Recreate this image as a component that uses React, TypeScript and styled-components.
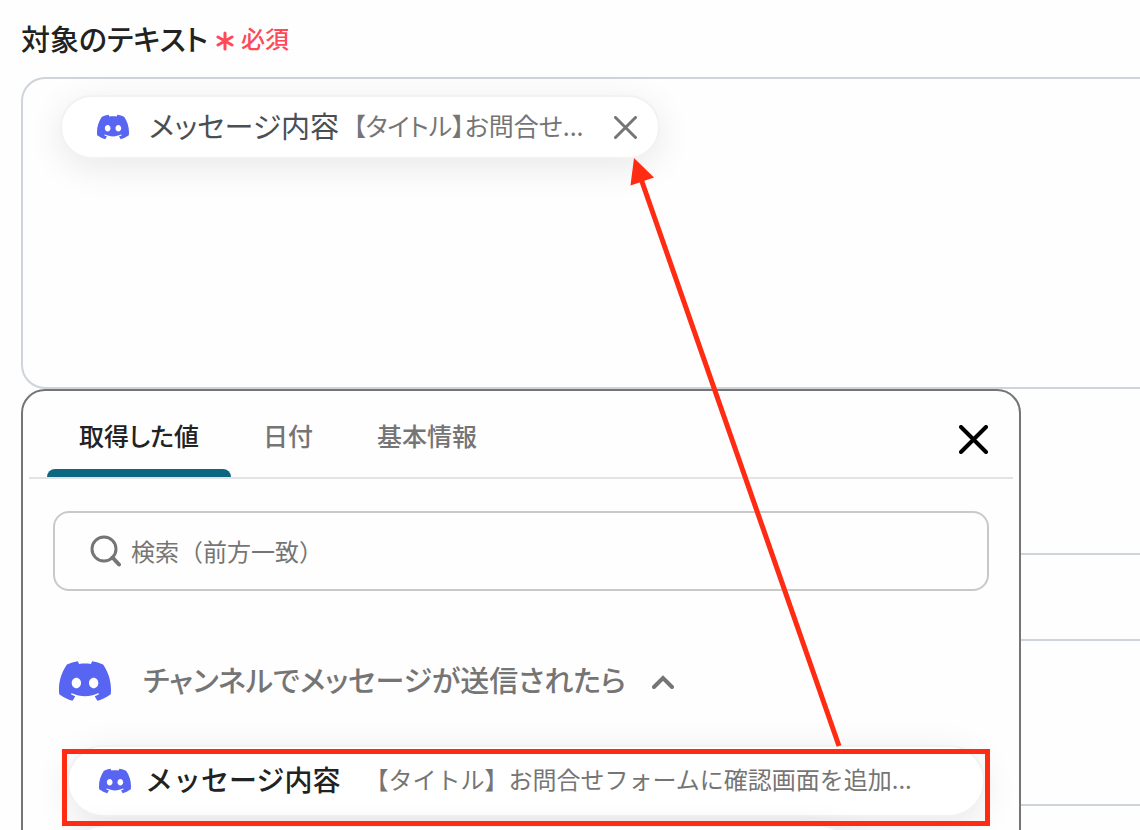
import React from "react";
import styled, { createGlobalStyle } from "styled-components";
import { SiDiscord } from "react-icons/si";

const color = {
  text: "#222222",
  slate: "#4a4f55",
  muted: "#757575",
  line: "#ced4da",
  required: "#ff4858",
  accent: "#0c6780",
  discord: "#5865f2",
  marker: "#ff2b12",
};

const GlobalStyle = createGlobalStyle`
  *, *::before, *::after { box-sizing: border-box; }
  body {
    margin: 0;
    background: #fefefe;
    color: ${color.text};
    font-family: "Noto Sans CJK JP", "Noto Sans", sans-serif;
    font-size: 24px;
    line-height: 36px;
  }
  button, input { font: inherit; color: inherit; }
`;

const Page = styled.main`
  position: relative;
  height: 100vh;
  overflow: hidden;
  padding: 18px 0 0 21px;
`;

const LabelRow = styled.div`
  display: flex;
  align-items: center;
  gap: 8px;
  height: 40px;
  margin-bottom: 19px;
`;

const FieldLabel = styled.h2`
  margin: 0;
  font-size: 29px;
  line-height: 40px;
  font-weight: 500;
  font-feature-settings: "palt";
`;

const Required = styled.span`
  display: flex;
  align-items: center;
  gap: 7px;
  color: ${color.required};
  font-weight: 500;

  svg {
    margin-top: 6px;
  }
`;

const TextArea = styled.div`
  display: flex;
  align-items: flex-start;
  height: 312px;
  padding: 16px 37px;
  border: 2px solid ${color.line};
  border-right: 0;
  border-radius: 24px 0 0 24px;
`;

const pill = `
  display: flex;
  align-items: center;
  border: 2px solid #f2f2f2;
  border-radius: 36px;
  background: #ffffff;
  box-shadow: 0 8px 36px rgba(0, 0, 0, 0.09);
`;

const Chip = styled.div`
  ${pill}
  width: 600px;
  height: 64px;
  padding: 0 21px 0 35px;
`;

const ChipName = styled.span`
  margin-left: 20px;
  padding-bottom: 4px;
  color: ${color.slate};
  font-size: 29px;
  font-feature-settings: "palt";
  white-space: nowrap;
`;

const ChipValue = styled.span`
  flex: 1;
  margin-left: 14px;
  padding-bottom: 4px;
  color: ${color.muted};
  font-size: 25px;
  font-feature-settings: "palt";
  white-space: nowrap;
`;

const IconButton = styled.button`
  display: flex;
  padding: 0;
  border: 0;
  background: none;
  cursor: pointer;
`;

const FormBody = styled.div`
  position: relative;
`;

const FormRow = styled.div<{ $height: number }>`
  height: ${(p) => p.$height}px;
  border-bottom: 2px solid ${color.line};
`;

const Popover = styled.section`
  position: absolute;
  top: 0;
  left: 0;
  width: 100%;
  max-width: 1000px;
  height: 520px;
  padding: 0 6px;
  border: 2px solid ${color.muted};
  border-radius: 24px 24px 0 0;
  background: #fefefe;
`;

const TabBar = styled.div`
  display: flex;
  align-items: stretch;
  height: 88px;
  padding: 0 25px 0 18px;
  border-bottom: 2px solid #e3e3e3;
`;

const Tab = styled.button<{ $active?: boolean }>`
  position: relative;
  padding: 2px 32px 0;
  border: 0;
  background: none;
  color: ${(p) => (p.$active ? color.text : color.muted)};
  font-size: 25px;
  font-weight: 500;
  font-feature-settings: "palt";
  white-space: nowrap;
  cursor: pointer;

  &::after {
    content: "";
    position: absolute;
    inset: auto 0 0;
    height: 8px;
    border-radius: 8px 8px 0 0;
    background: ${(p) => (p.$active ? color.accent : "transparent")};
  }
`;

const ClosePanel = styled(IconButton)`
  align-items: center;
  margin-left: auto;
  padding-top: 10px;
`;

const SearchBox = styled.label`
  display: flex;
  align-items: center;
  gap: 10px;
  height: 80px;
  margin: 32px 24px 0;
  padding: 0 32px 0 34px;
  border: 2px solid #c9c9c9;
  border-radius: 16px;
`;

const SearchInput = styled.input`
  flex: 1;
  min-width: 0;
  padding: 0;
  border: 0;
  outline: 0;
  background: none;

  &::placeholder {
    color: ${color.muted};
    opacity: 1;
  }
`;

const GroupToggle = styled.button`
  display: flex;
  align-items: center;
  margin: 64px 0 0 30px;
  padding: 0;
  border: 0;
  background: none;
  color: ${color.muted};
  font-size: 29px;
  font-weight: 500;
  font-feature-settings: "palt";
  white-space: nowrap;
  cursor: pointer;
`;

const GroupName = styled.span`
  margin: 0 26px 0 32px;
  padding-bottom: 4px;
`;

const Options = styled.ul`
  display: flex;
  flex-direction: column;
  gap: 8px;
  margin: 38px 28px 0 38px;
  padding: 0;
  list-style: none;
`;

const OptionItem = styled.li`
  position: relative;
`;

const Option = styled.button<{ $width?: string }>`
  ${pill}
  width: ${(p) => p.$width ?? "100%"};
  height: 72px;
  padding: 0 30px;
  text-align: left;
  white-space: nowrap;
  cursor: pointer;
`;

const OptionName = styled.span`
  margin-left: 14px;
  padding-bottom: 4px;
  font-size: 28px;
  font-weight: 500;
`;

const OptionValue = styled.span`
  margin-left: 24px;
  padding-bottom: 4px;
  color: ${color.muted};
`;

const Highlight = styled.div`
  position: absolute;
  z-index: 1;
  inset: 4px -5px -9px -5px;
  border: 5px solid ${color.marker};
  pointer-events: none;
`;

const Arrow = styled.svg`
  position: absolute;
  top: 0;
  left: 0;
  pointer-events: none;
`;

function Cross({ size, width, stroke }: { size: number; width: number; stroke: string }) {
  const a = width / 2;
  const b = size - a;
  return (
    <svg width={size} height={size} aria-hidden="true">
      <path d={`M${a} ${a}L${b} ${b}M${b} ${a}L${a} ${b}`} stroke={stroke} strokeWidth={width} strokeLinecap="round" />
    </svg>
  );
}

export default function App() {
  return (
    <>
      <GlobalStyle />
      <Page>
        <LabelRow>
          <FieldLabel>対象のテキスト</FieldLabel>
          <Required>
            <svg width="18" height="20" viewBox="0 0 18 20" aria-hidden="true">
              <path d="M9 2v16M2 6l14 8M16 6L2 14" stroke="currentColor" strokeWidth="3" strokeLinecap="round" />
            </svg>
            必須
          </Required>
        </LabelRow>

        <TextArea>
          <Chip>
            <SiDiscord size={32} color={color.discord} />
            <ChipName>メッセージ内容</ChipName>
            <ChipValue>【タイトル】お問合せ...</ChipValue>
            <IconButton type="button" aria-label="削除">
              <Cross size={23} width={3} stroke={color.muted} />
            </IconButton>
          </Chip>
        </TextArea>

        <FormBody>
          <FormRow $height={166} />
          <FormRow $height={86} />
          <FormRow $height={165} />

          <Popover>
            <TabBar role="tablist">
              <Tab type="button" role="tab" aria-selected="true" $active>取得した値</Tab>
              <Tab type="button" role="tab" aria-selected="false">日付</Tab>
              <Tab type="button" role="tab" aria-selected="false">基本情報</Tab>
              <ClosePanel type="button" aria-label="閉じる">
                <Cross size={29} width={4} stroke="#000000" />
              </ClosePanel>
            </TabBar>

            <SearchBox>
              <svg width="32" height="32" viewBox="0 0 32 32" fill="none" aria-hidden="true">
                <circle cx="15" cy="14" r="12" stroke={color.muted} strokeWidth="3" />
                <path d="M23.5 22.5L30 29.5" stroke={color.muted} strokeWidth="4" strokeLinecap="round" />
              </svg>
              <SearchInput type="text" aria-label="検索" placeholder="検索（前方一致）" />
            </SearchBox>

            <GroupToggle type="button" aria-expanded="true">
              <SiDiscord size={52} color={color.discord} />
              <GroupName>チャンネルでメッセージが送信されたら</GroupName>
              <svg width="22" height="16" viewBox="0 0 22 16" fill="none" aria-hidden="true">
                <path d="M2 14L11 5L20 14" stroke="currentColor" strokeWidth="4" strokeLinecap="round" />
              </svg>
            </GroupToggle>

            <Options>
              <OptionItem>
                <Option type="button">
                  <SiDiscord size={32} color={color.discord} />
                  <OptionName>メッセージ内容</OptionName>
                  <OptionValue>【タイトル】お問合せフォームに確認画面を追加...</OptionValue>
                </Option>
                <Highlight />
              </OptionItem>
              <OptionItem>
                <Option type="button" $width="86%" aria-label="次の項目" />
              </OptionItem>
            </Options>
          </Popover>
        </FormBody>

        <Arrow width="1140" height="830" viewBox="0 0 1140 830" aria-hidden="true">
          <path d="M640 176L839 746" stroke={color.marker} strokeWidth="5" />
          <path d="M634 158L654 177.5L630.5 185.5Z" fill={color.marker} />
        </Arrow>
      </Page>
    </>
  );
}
========
• **WHAT THIS TASK INVOLVES**: Count every line above that holds the string "components" and give the total, nothing more.

• **COMPLETED TASK**: 2